解放された地に再び迫るロシア軍、それでも退避拒む住民の思い ウクライナ北東部
ウクライナ・クピャンスク(CNN) 夜になると砲撃が激しくなる。だからリウバさんは夫のセルヘイさんと手を取り合う。そうすれば安全でいられるからとうなずいて見せた。1カ月前、特にひどかったあの夜を経て、残った庭にリウバさんは立っている。
あの砲撃で隣家が破壊され、リウバさんとセルヘイさんはキッチンの床に投げ出された。セルヘイさんは冷蔵庫の下敷きになったが、けがよりも恐怖の方が大きかった。それでも夫婦はここを離れるつもりはないと言う。
「ここは私たちの家だから」とリウバさん。「ロシア人のものではない。それに暖かくなってきているし、バケツから雨水を集めれば生き延びられる」
クピャンスクに最後まで残る住民はリウバさん夫妻を含めて2500人ほどになった。クピャンスクのあるウクライナ北東部ハルキウ州が前線から遠ざかったことは一度もなく、再び戻ってくる恐れもあるとウクライナ政府は見る。
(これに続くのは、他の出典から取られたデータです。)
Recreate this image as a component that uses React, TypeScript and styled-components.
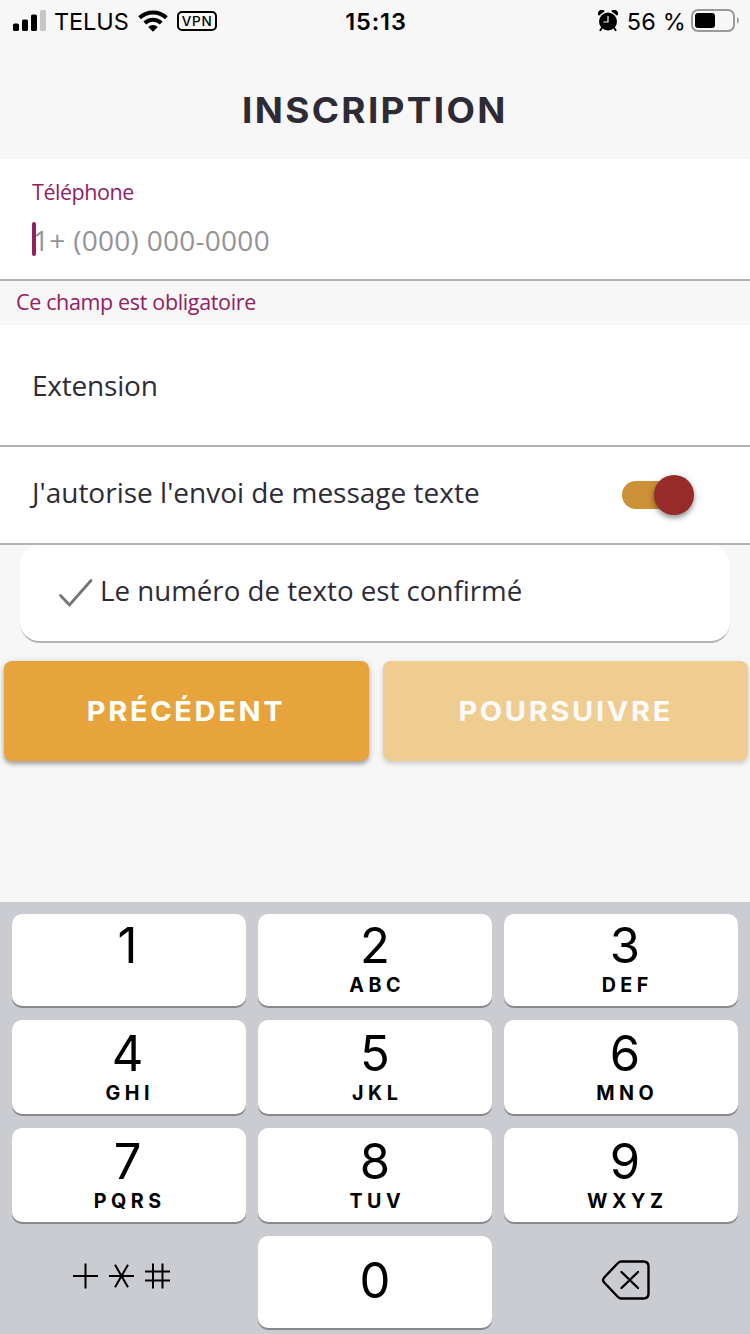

クピャンスク警察のコンスタンティン・タラソフ署長によると、砲撃音は2月半ば以来、徐々に近づきつつある。ロシア軍は今、クピャンスクから約8キロの地点にまで迫る。クピャンスクは侵攻開始後間もなくロシア軍に占拠されたが、ウクライナ軍が反撃に出て昨年9月に奪還していた。